A new segment of wheeled luggage has emerged recently and in this study we refer to it as the push-trolley luggage segment. The push-trolley suitcases are designed specifically to be pushed in front of the user, mostly on four wheels. Push-trolley luggage is pushed in the similar manner shopping trolleys are pushed. The major advantage of this design over pulled luggage is that there is no weight load place on the user. Most push-trolley suitcases have one set of wheels (rear or front) swivelling to give the suitcase direction. Figure 4 shows some of the push trolley suitcases available for purchase. Despite the evident ergonomic advantages offered by push trolley suitcases compared to pulled luggage they remain a niche segment.

Figure 5 shows the push trolley suitcase called the Boxer made by a company called Bugaboo. However its high price means it will remain a niche product and unattainable to a significant portion of luggage users. Like the Boxer most push trolley suitcases have the ability to transport other suitable suitcases as seen in Figure 5. The Bag Rider is able to carry a small child as seen in Figure 4.

Smart luggage

According to one research consultant, “The term “smart luggage” is widely used for bags and suitcases with various tech-savvy features such as Wi-Fi hotspots, SIM cards, GPS, Bluetooth, RFID, built-in batteries, and digital scaling” [43]. Some smart bags have been motorised to enable independent movement and in some cases, they transport the user as well. Smart luggage generally tends to be much more expensive than other types of luggage.

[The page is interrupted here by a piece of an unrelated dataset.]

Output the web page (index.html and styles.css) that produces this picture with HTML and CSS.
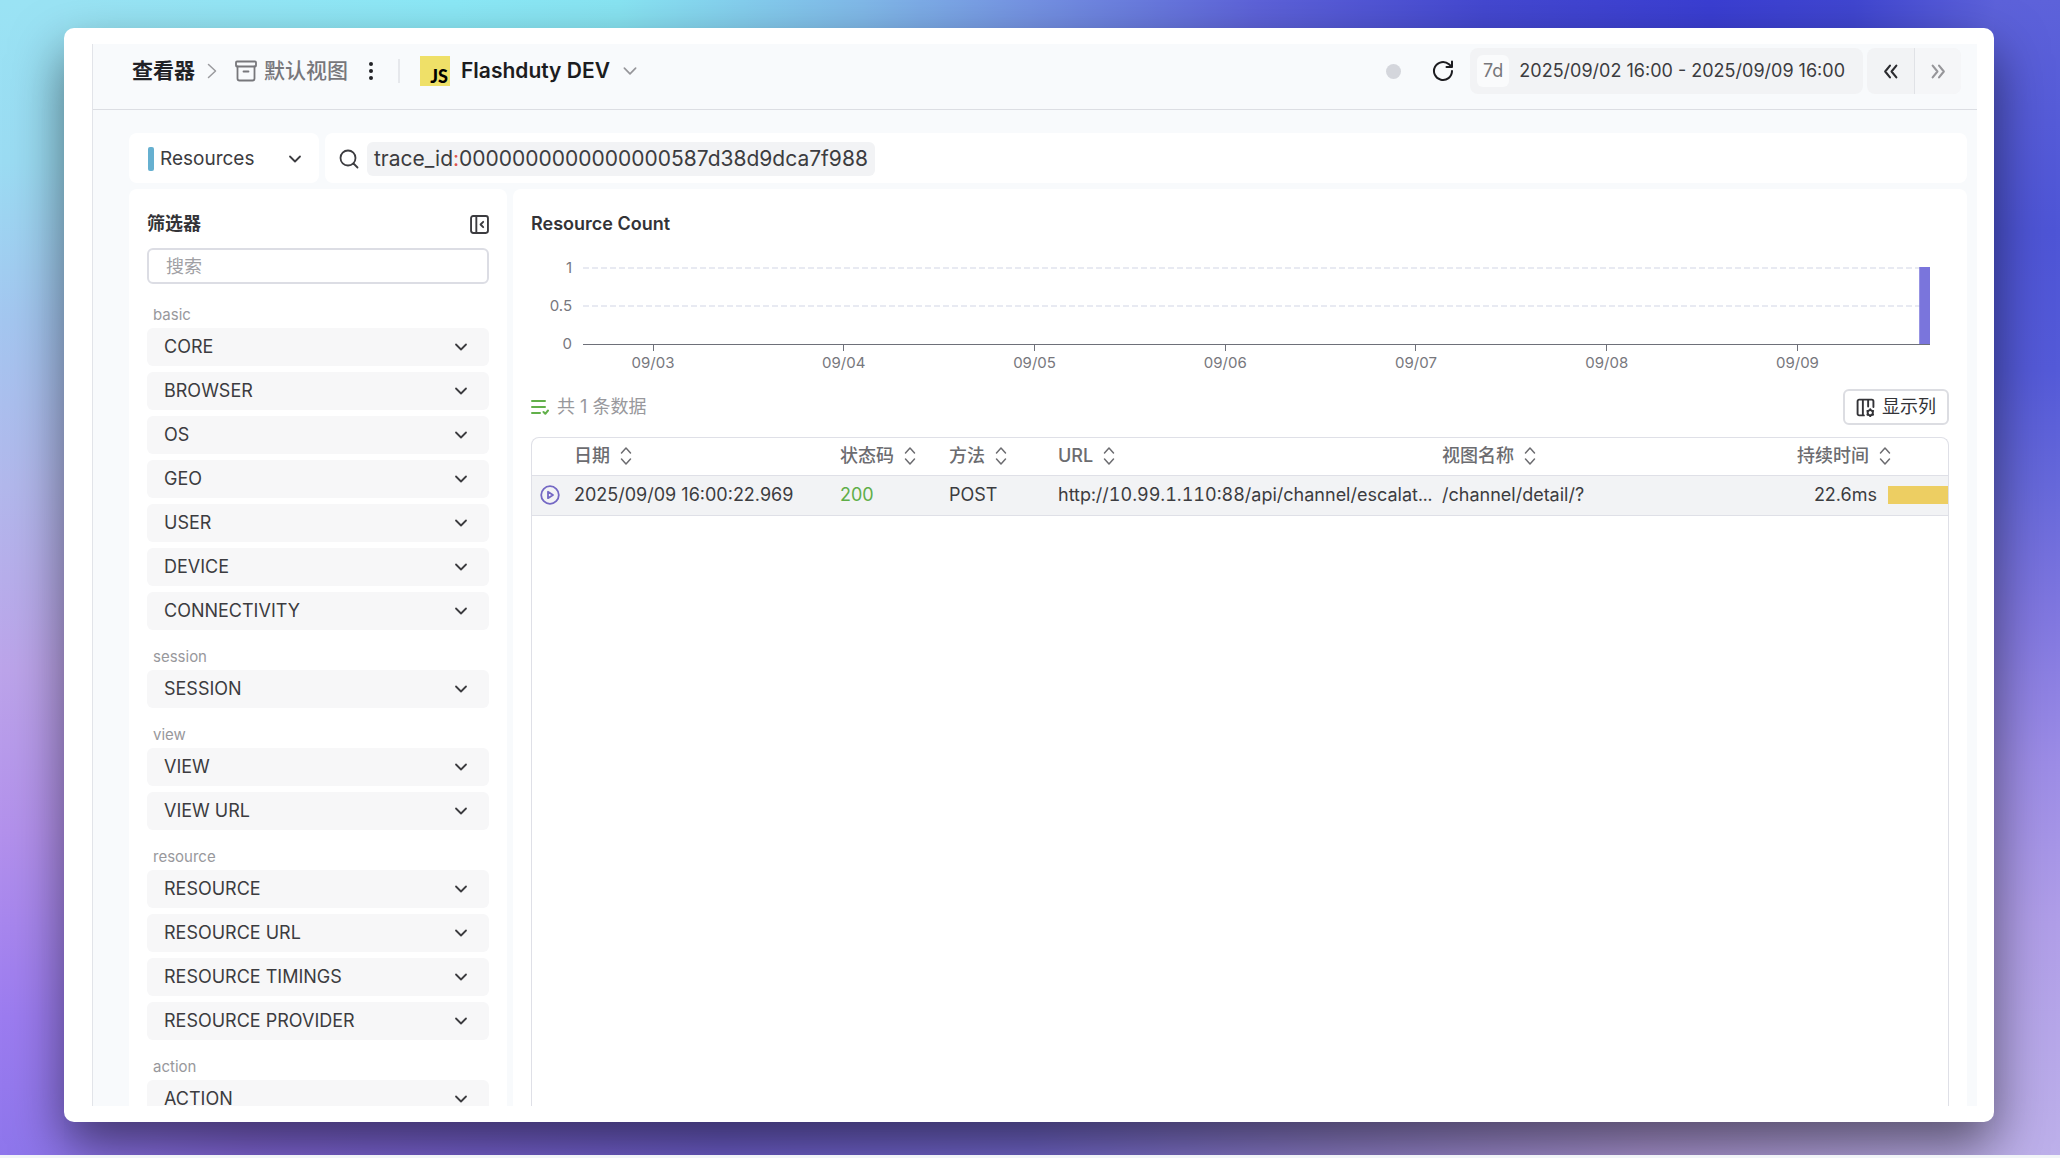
FILE: index.html
```html
<!DOCTYPE html>
<html lang="zh-CN">
<head>
<meta charset="utf-8">
<title>查看器 - Flashduty DEV</title>
<link rel="stylesheet" href="styles.css">
</head>
<body>
<svg class="defs" aria-hidden="true">
  <symbol id="down" viewBox="0 0 16 16"><path d="M3 5.500 8 10.500l5-5"/></symbol>
  <symbol id="sort" viewBox="0 0 12 20"><path d="M1.500 7 6 2l4.500 5M1.500 13 6 18l4.500-5"/></symbol>
</svg>
<div class="stage">
<div class="window">
<div class="app">
  <header class="topbar">
    <nav class="crumbs">
      <a class="crumb-root" href="#">查看器</a>
      <svg class="crumb-sep" viewBox="0 0 10 16"><path d="M1.500 1.500 8.500 8l-7 6.500"/></svg>
      <a class="crumb-view" href="#">
        <svg class="ic-archive" viewBox="0 0 22 22"><rect x="1" y="1.500" width="20" height="5" rx="1"/><path d="M2.500 6.500v12a2 2 0 0 0 2 2h13a2 2 0 0 0 2-2v-12M8.500 11.500h5"/></svg>
        默认视图
      </a>
      <button class="icon-btn more" aria-label="更多"><svg viewBox="0 0 6 20"><circle cx="3" cy="3" r="2"/><circle cx="3" cy="10" r="2"/><circle cx="3" cy="17" r="2"/></svg></button>
    </nav>
    <span class="divider"></span>
    <button class="app-switch">
      <span class="js-logo">JS</span>
      <span>Flashduty DEV</span>
      <svg class="chev"><use href="#down"/></svg>
    </button>
    <div class="tools">
      <span class="status"></span>
      <button class="icon-btn refresh" aria-label="刷新"><svg viewBox="0 0 22 22"><path d="M20 11a9 9 0 1 1-3-6.700L20 7M20 1.500V7h-5.500"/></svg></button>
      <button class="range"><span class="range-tag">7d</span><span>2025/09/02 16:00 - 2025/09/09 16:00</span></button>
      <div class="pager">
        <button aria-label="上一时段"><svg viewBox="0 0 16 16"><path d="M7.500 2.500 3 8l4.500 5.500M13.500 2.500 9 8l4.500 5.500"/></svg></button>
        <button aria-label="下一时段" disabled><svg viewBox="0 0 16 16"><path d="M2.500 2.500 7 8l-4.500 5.500M8.500 2.500 13 8l-4.500 5.500"/></svg></button>
      </div>
    </div>
  </header>
  <main class="content">
    <div class="query">
      <label class="type-box">
        <span class="type-mark"></span>
        <select aria-label="数据类型"><option>Resources</option></select>
        <svg class="chev"><use href="#down"/></svg>
      </label>
      <div class="search-box">
        <svg class="ic-search" viewBox="0 0 20 20"><circle cx="9" cy="9" r="7.500"/><path d="M14.500 14.500 18.500 18.500"/></svg>
        <span class="token">trace_id<b>:</b>0000000000000000587d38d9dca7f988</span>
        <input type="text" aria-label="查询条件">
      </div>
    </div>
    <div class="panels">
      <aside class="sidebar">
        <div class="side-head">
          <h2>筛选器</h2>
          <button class="icon-btn collapse" aria-label="收起"><svg viewBox="0 0 18 18"><rect x="1" y="1" width="16" height="16" rx="2"/><path d="M6 1v16M12.500 6.500 10 9l2.500 2.500"/></svg></button>
        </div>
        <input class="side-search" type="text" placeholder="搜索" aria-label="搜索">
        <section><h3>basic</h3>
          <button class="facet">CORE<svg class="chev"><use href="#down"/></svg></button>
          <button class="facet">BROWSER<svg class="chev"><use href="#down"/></svg></button>
          <button class="facet">OS<svg class="chev"><use href="#down"/></svg></button>
          <button class="facet">GEO<svg class="chev"><use href="#down"/></svg></button>
          <button class="facet">USER<svg class="chev"><use href="#down"/></svg></button>
          <button class="facet">DEVICE<svg class="chev"><use href="#down"/></svg></button>
          <button class="facet">CONNECTIVITY<svg class="chev"><use href="#down"/></svg></button>
        </section>
        <section><h3>session</h3>
          <button class="facet">SESSION<svg class="chev"><use href="#down"/></svg></button>
        </section>
        <section><h3>view</h3>
          <button class="facet">VIEW<svg class="chev"><use href="#down"/></svg></button>
          <button class="facet">VIEW URL<svg class="chev"><use href="#down"/></svg></button>
        </section>
        <section><h3>resource</h3>
          <button class="facet">RESOURCE<svg class="chev"><use href="#down"/></svg></button>
          <button class="facet">RESOURCE URL<svg class="chev"><use href="#down"/></svg></button>
          <button class="facet">RESOURCE TIMINGS<svg class="chev"><use href="#down"/></svg></button>
          <button class="facet">RESOURCE PROVIDER<svg class="chev"><use href="#down"/></svg></button>
        </section>
        <section><h3>action</h3>
          <button class="facet">ACTION<svg class="chev"><use href="#down"/></svg></button>
        </section>
      </aside>
      <section class="results">
        <h2>Resource Count</h2>
        <div class="chart">
          <svg class="plot" role="img" aria-label="Resource Count">
            <g class="grid"><line x1="0" x2="100%" y1="8" y2="8"/><line x1="0" x2="100%" y1="46" y2="46"/></g>
            <rect class="bar" x="99.200%" y="7" width="0.800%" height="77"/>
            <g class="axis">
              <line x1="0" x2="100%" y1="84" y2="84"/>
              <line x1="5.200%" x2="5.200%" y1="84" y2="91"/>
              <line x1="19.360%" x2="19.360%" y1="84" y2="91"/>
              <line x1="33.520%" x2="33.520%" y1="84" y2="91"/>
              <line x1="47.680%" x2="47.680%" y1="84" y2="91"/>
              <line x1="61.840%" x2="61.840%" y1="84" y2="91"/>
              <line x1="76%" x2="76%" y1="84" y2="91"/>
              <line x1="90.160%" x2="90.160%" y1="84" y2="91"/>
            </g>
            <g class="ylab"><text x="-11" y="13">1</text><text x="-11" y="51">0.5</text><text x="-11" y="89">0</text></g>
            <g class="xlab">
              <text x="5.200%" y="108">09/03</text><text x="19.360%" y="108">09/04</text><text x="33.520%" y="108">09/05</text><text x="47.680%" y="108">09/06</text><text x="61.840%" y="108">09/07</text><text x="76%" y="108">09/08</text><text x="90.160%" y="108">09/09</text>
            </g>
          </svg>
        </div>
        <div class="summary">
          <svg class="ic-list" viewBox="0 0 18 16"><path d="M1 2h13M1 8h13M1 14h8M12.500 13l1.800 1.800 2.700-3.300"/></svg>
          <span>共 1 条数据</span>
          <button class="columns"><svg viewBox="0 0 18 18"><path d="M7.500 16.500H3a1.500 1.500 0 0 1-1.500-1.500V3A1.500 1.500 0 0 1 3 1.500h12A1.500 1.500 0 0 1 16.500 3v5.500M6.500 1.500v15M11.500 1.500V8"/><circle cx="13.500" cy="14" r="2.500"/><path d="M13.500 10.500v1M13.500 16.500v1M10.800 12.200l.6.400M15.600 15.400l.6.400M10.800 15.800l.6-.4M15.600 12.600l.6-.4"/></svg>显示列</button>
        </div>
        <div class="table-wrap">
          <table>
            <colgroup><col class="c-icon"><col class="c-date"><col class="c-code"><col class="c-method"><col class="c-url"><col><col class="c-dur"><col class="c-bar"></colgroup>
            <thead><tr>
              <th></th>
              <th><button>日期<svg><use href="#sort"/></svg></button></th>
              <th><button>状态码<svg><use href="#sort"/></svg></button></th>
              <th><button>方法<svg><use href="#sort"/></svg></button></th>
              <th><button>URL<svg><use href="#sort"/></svg></button></th>
              <th><button>视图名称<svg><use href="#sort"/></svg></button></th>
              <th class="h-dur" colspan="2"><button>持续时间<svg><use href="#sort"/></svg></button></th>
            </tr></thead>
            <tbody><tr>
              <td class="t-icon"><svg viewBox="0 0 20 20"><circle cx="10" cy="10" r="8.800"/><path d="M8 6.800v6.400l5-3.200z"/></svg></td>
              <td>2025/09/09 16:00:22.969</td>
              <td class="ok">200</td>
              <td>POST</td>
              <td class="t-url">http://10.99.1.110:88/api/channel/escalat...</td>
              <td>/channel/detail/?</td>
              <td class="t-dur">22.6ms</td>
              <td class="t-bar"><span></span></td>
            </tr></tbody>
          </table>
        </div>
      </section>
    </div>
  </main>
</div>
</div>
</div>
</body>
</html>
```
FILE: styles.css
```css
* { box-sizing: border-box; }

body {
  margin: 0;
  height: 100vh;
  display: flex;
  flex-direction: column;
  overflow: hidden;
  border-bottom: 3px solid #f1f4f8;
  font: 18px/24px Inter, "Noto Sans CJK SC", sans-serif;
  color: #3c3c40;
}

button, input, select { font: inherit; color: inherit; background: none; border: 0; padding: 0; margin: 0; outline: 0; }
button { display: flex; align-items: center; }
a { color: inherit; text-decoration: none; }
h2, h3 { margin: 0; }
svg { fill: none; stroke: currentColor; stroke-width: 1.8; stroke-linecap: round; stroke-linejoin: round; flex: none; }
.defs { display: none; }
.chev { width: 16px; height: 16px; }

.stage {
  flex: 1;
  min-height: 0;
  display: flex;
  padding: 28px 66px 33px 64px;
  background:
    linear-gradient(#9ae3f4, #9bdcf3 14%, #a4c6f0 28%, #b2b8ec 42%, #bca4ea 58%, #b391ec 72%, #9c7cf0 88%, #8e76ec) left / 64px 100% no-repeat,
    linear-gradient(#5d62da, #4e55d6 20%, #545ad8 32%, #6668da 42%, #8278e0 54%, #9c8ce6 66%, #b09ee8 80%, #bdb0ea) right / 66px 100% no-repeat,
    linear-gradient(90deg, #9ae3f4 3%, #8be8f6 22%, #88e4f2 30%, #80b8e8 42%, #7492e2 50%, #5d62d8 61%, #4448d0 72%, #3a3ed2 83%, #4046d0 90%, #5d62da 97%) top / 100% 50px no-repeat,
    linear-gradient(90deg, #8e76ec 3%, #8468dc 12%, #7060d0 35%, #7468d0 50%, #9080cc 65%, #ae98d8 80%, #bdb0ea 97%) bottom / 100% 60px no-repeat;
}

.window {
  flex: 1;
  min-width: 0;
  display: flex;
  padding: 16px 17px 16px 28px;
  background: #fff;
  border-radius: 10px;
  box-shadow: 0 24px 52px rgba(0, 0, 0, .52);
}

.app {
  flex: 1;
  min-width: 0;
  display: flex;
  flex-direction: column;
  background: #f8fafc;
  border-left: 1px solid #e2e4e9;
}

.topbar {
  display: flex;
  align-items: center;
  height: 66px;
  padding: 0 16px 11px 39px;
  border-bottom: 1px solid #dcdee3;
}

.crumbs, .crumb-view, .tools { display: flex; align-items: center; }
.crumb-root { font-size: 21px; font-weight: 700; color: #222226; }
.crumb-sep { width: 10px; height: 16px; margin: 0 18px 0 12px; color: #9a9a9e; stroke-width: 1.5; }
.crumb-view { gap: 7px; font-size: 21px; font-weight: 500; color: #77777b; }
.ic-archive { width: 22px; height: 22px; }
.icon-btn svg { display: block; }
.more { margin-left: 20px; color: #222226; }
.more svg { width: 6px; height: 20px; fill: currentColor; stroke: none; }
.divider { width: 2px; height: 24px; margin: 0 20px 0 24px; background: #e6e8ec; }

.app-switch { gap: 11px; font-size: 21px; font-weight: 600; color: #1c1c20; }
.app-switch .chev { width: 18px; height: 18px; color: #96969a; stroke-width: 1.5; }
.js-logo {
  width: 30px;
  height: 30px;
  padding: 10px 2px 0 0;
  background: #efe068;
  color: #000;
  font: 900 18px/20px Lato, sans-serif;
  text-align: right;
}

.tools { margin-left: auto; }
.status { width: 15px; height: 15px; margin-right: 31px; border-radius: 50%; background: #d4d6dc; }
.refresh { margin-right: 16px; color: #1c1c20; }
.refresh svg { width: 22px; height: 22px; stroke-width: 2; }
.range { height: 46px; padding: 0 18px 0 7px; gap: 10px; background: #f2f3f5; border-radius: 8px; }
.range-tag { padding: 4px 6px; border-radius: 6px; background: #fafbfc; color: #77777b; }
.pager { display: flex; margin-left: 4px; border-radius: 8px; background: #f2f3f5; overflow: hidden; }
.pager button { width: 47px; height: 46px; justify-content: center; color: #2c2c30; }
.pager svg { width: 17px; height: 17px; stroke-width: 2; }
.pager button + button { border-left: 1px solid #e0e2e6; background: #f5f6f8; color: #96969a; }

.content { flex: 1; min-height: 0; display: flex; flex-direction: column; gap: 6px; padding: 23px 10px 0 36px; }

.query { display: flex; gap: 6px; }
.type-box, .search-box { display: flex; align-items: center; height: 50px; border-radius: 8px; background: #fff; }
.type-box { width: 190px; padding: 2px 16px 0 19px; font-size: 19px; }
.type-mark { width: 6px; height: 24px; margin-right: 6px; border-radius: 2px; background: #66b0d0; }
.type-box select { flex: 1; appearance: none; }
.search-box { flex: 1; padding: 2px 14px 0; }
.ic-search { width: 20px; height: 20px; }
.token { margin-left: 8px; padding: 5px 7px; border-radius: 6px; background: #f2f3f5; font-size: 21px; }
.token b { font-weight: 400; color: #e0524a; }
.search-box input { flex: 1; min-width: 0; }

.panels { flex: 1; min-height: 0; display: flex; gap: 6px; }
.sidebar, .results { display: flex; flex-direction: column; background: #fff; border-radius: 8px 8px 0 0; overflow: hidden; }

.sidebar { width: 378px; padding: 23px 18px 0; }
.sidebar > * { flex: none; }
.side-head { display: flex; align-items: center; justify-content: space-between; }
.side-head h2, .results h2 { font-size: 18px; font-weight: 600; line-height: 24px; color: #333337; }
.collapse svg { width: 19px; height: 19px; }
.side-search { height: 36px; margin: 12px 0 10px; padding: 0 17px; border: 2px solid #dcdde4; border-radius: 6px; }
.side-search::placeholder { color: #a0a0a4; opacity: 1; }
.sidebar section { display: flex; flex-direction: column; gap: 6px; margin-bottom: 6px; }
.sidebar h3 { padding: 9px 6px 0; margin-bottom: -5px; font-size: 15px; font-weight: 400; line-height: 24px; color: #98989c; }
.facet { height: 38px; padding: 0 20px 0 17px; justify-content: space-between; border-radius: 6px; background: #f7f7f8; }

.results { flex: 1; min-width: 0; padding: 23px 18px 0 18px; }
.results h2 { flex: none; }
.chart { flex: none; height: 112px; margin-top: 24px; padding: 0 19px 0 52px; }
.plot { display: block; width: 100%; height: 112px; overflow: visible; stroke: none; }
.grid line { stroke: #e8eaf2; stroke-width: 2; stroke-dasharray: 6 3; stroke-linecap: butt; }
.axis line { stroke: #6e7079; stroke-width: 1; stroke-linecap: butt; shape-rendering: crispEdges; }
.bar { fill: #7a75dc; }
.ylab text, .xlab text { font-size: 15px; fill: #77777d; }
.ylab text { text-anchor: end; }
.xlab text { text-anchor: middle; }

.summary { flex: none; display: flex; align-items: center; margin: 17px 0 12px; color: #98989c; }
.ic-list { width: 18px; height: 16px; margin-right: 8px; color: #62b04a; stroke-width: 2; }
.columns { height: 36px; margin-left: auto; padding: 0 11px; gap: 7px; border: 2px solid #dcdde2; border-radius: 6px; color: #333337; }
.columns svg { width: 19px; height: 19px; }

.table-wrap { flex: 1; min-height: 0; border: 1px solid #dfe0e7; border-bottom: 0; border-radius: 8px 8px 0 0; overflow: hidden; }
table { width: 100%; table-layout: fixed; border-collapse: collapse; }
.c-icon { width: 42px; }
.c-date { width: 266px; }
.c-code, .c-method { width: 109px; }
.c-url { width: 384px; }
.c-dur { width: 100px; }
.c-bar { width: 60px; }
th, td { padding: 0 12px 0 0; text-align: left; white-space: nowrap; overflow: hidden; text-overflow: ellipsis; border-bottom: 1px solid #dfe0e7; }
th { height: 37px; font-weight: 500; color: #6c6c70; }
th button { gap: 10px; font-weight: 500; }
th svg { width: 12px; height: 20px; stroke-width: 1.5; }
th.h-dur { padding-right: 57px; }
.h-dur button { margin-left: auto; }
td { height: 40px; background: #f2f3f5; }
td.t-url { padding-right: 0; font-variant-numeric: tabular-nums; }
td.t-icon { padding: 0 0 0 8px; color: #7468c4; }
.t-icon svg { display: block; width: 20px; height: 20px; }
td.ok { color: #5fae48; }
td.t-dur { padding-right: 11px; text-align: right; }
td.t-bar { padding: 0; }
.t-bar span { display: block; height: 18px; background: #edce62; }
```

Summary of existing luggage studies

Only six luggage usability studies could be found. Each of the six luggage studies is summarised in Table 1. Five studies looked at twowheeled suitcases only. No studies specifically on four-wheeled luggage could be found. Most studies on material handling aids focus on industrial carts. Two-wheeled luggage is considered light work therefore has not attracted much research. The operational dynamics of two-wheeled luggage is different to that of four-wheeled carts and deserves more research effort because the movement of two-wheeled luggage employs one hand instead of the two employed in fourwheeled carts [16].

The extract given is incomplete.